Discours du 25 mai 1880
 Pour lui, au contraire
Les enfants ne sauraient être élevés contrairement aux convictions paternelles, ni même sans leur assistance. [...] Loin donc d'inviter les gouvernements actuels à organiser déjà l'éducation générale, il faut les exhorter à abandonner franchement les attributions oiseuses ou perturbatrices qu'ils conservent encore à ce sujet, surtout en France. J'ai ci-dessous indiqué la double exception que comporte cette maxime actuelle, pour l'instruction primaire et la haute instruction spéciale, qui doivent attirer de plus en plus une sage sollicitude publique, comme germes indispensables d'une vraie rénovation. A cela près, il importe beaucoup que le pouvoir temporel, central ou local, abdique son étrange suprématie didactique, en établissant la véritable liberté d'enseignement.
Système de politique positive, I, 181-2

Comment Comte concevait-t-il sa République « sociocratique » ?

Comte voyait dans l’affirmation de la souveraineté populaire -- qui n'était à ses yeux que le décalque métaphysique du théologique droit divin des rois -- une « mystification oppressive », . La seule souveraineté admissible à ses yeux était celle de l'intérêt commun de la société, d'où son adoption du vocable sociocratie.

Pour lui le peuple, tout comme les prêtres et les femmes, ne saurait prétendre à exercer le pouvoir temporel, qu'il faut laisser aux patriciens, mais seulement à le contrôler. Sa place est donc au sein du pouvoir spirituel et non du temporel. Ce qu'Alain résumait par cette formule : « Auguste Comte entendait la République comme une dictature des riches, tempérée par le droit de blâmer" (Propos, 2 juin 1913) -- voir citations sur le site Clotilde.

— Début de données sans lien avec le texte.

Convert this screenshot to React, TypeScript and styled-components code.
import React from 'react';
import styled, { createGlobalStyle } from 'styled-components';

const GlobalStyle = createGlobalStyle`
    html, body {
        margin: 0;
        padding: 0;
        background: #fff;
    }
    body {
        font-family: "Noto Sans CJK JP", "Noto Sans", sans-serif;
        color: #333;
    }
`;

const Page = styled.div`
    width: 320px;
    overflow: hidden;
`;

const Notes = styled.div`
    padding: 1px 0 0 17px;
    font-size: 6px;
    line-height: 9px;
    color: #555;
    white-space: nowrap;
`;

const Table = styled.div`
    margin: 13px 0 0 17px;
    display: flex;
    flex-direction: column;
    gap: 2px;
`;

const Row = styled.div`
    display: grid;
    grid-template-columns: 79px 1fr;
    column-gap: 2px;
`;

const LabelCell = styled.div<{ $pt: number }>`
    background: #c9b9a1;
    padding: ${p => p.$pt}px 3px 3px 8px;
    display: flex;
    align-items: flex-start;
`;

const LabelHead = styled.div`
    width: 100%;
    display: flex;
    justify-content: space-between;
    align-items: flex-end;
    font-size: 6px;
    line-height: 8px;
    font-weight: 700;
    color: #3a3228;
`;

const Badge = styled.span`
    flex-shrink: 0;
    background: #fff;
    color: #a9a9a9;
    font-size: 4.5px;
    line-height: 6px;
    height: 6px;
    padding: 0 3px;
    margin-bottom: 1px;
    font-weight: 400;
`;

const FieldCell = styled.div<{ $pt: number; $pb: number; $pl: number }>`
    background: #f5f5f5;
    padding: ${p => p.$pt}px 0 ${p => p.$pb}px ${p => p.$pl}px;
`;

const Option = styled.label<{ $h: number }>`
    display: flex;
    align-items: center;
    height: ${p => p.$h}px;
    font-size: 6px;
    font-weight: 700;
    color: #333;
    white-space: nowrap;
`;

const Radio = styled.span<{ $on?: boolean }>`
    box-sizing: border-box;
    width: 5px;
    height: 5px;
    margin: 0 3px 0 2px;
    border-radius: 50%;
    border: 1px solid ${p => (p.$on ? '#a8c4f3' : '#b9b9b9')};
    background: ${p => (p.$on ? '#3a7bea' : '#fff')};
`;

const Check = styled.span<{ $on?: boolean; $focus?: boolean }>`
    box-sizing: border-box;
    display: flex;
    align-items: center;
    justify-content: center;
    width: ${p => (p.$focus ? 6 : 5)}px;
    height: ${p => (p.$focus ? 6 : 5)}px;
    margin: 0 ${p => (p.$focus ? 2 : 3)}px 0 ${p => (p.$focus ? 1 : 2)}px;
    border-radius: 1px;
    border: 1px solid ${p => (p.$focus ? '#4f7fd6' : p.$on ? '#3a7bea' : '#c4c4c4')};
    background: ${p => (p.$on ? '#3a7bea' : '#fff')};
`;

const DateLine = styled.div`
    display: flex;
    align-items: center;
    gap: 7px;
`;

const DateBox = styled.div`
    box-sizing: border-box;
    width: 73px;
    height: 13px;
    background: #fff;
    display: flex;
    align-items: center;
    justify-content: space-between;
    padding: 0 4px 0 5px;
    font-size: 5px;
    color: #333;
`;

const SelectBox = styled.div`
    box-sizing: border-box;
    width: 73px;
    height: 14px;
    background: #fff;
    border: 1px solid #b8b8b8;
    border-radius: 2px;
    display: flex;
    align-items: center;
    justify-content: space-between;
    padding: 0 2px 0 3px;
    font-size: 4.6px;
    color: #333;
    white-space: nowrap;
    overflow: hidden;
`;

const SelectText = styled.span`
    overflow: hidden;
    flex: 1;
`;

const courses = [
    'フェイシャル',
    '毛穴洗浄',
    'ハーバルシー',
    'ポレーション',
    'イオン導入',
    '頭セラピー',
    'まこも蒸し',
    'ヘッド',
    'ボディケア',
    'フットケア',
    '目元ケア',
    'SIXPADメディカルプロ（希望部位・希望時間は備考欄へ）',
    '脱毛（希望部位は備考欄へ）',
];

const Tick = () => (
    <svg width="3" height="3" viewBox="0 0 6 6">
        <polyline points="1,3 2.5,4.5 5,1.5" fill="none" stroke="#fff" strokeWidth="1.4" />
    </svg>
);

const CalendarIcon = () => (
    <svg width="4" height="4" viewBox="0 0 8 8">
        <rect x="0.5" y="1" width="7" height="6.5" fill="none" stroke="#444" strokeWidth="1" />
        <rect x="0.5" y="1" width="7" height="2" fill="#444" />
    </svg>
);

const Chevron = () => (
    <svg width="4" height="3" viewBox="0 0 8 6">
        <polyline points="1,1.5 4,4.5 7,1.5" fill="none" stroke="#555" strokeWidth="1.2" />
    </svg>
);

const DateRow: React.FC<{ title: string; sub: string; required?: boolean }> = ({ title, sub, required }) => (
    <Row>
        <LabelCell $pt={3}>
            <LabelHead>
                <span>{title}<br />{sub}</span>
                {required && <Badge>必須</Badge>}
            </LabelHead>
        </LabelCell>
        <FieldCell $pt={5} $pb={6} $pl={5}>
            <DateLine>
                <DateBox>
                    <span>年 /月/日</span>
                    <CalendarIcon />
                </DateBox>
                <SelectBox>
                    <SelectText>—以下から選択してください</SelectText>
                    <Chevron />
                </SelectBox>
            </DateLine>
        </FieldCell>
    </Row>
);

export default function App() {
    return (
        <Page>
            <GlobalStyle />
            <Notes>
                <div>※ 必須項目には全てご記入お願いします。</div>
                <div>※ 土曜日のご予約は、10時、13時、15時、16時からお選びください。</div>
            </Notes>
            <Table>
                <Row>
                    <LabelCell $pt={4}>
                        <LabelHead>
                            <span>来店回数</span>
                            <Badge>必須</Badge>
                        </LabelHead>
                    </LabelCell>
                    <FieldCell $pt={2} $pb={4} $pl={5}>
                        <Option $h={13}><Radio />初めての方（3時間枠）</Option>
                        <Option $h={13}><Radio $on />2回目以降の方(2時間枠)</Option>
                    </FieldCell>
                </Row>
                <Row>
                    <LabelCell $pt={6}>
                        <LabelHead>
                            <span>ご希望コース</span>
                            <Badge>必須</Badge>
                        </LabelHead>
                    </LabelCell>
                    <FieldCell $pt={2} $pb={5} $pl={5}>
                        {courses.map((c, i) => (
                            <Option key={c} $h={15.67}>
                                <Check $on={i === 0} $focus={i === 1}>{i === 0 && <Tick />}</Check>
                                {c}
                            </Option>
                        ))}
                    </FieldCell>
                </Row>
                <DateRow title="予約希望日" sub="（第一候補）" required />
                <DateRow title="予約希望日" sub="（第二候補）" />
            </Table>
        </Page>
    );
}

La sociocratie remise au goût du jour ?

De manière quelque peu surprenante, le terme sociocratie, est depuis quelques années remis en honneur par une école de pensée qui propose un nouveau mode de gestion des organisations qui serait à mi-chemin entre « autocratie » et « démocratie ».

Voir une petite présentation sur le blog de Michel Martin : La sociocratie pour réconcilier le je et le nous et réduire la surchauffe des égos.

Et voir comment le tout nouveau parti politique Nouvelle Donne entend s'inspirer de cette démarche :

1 commentaire:

  1. Merci de relayer un des articles que j'ai rédigé sur la sociocratie d'Endenburg. Un spécialiste des architectures organisationnelles, Yves Caseau, apporte quelques éclairages conceptuels à la combinaison de la hiérarchie (mais pas vraiment de l'autocratie, il ne s'agit pas ici de valider la hiérarchie pyramidale ou autocratique, mais plutôt une hiérarchie fonctionnelle) et de la gestion participative. Organisations scalables face à la complexité.
    Le philosophe Jean Zin apporte de son côté des éléments de fond sur la Permanence et les fonctions des hiérarchies.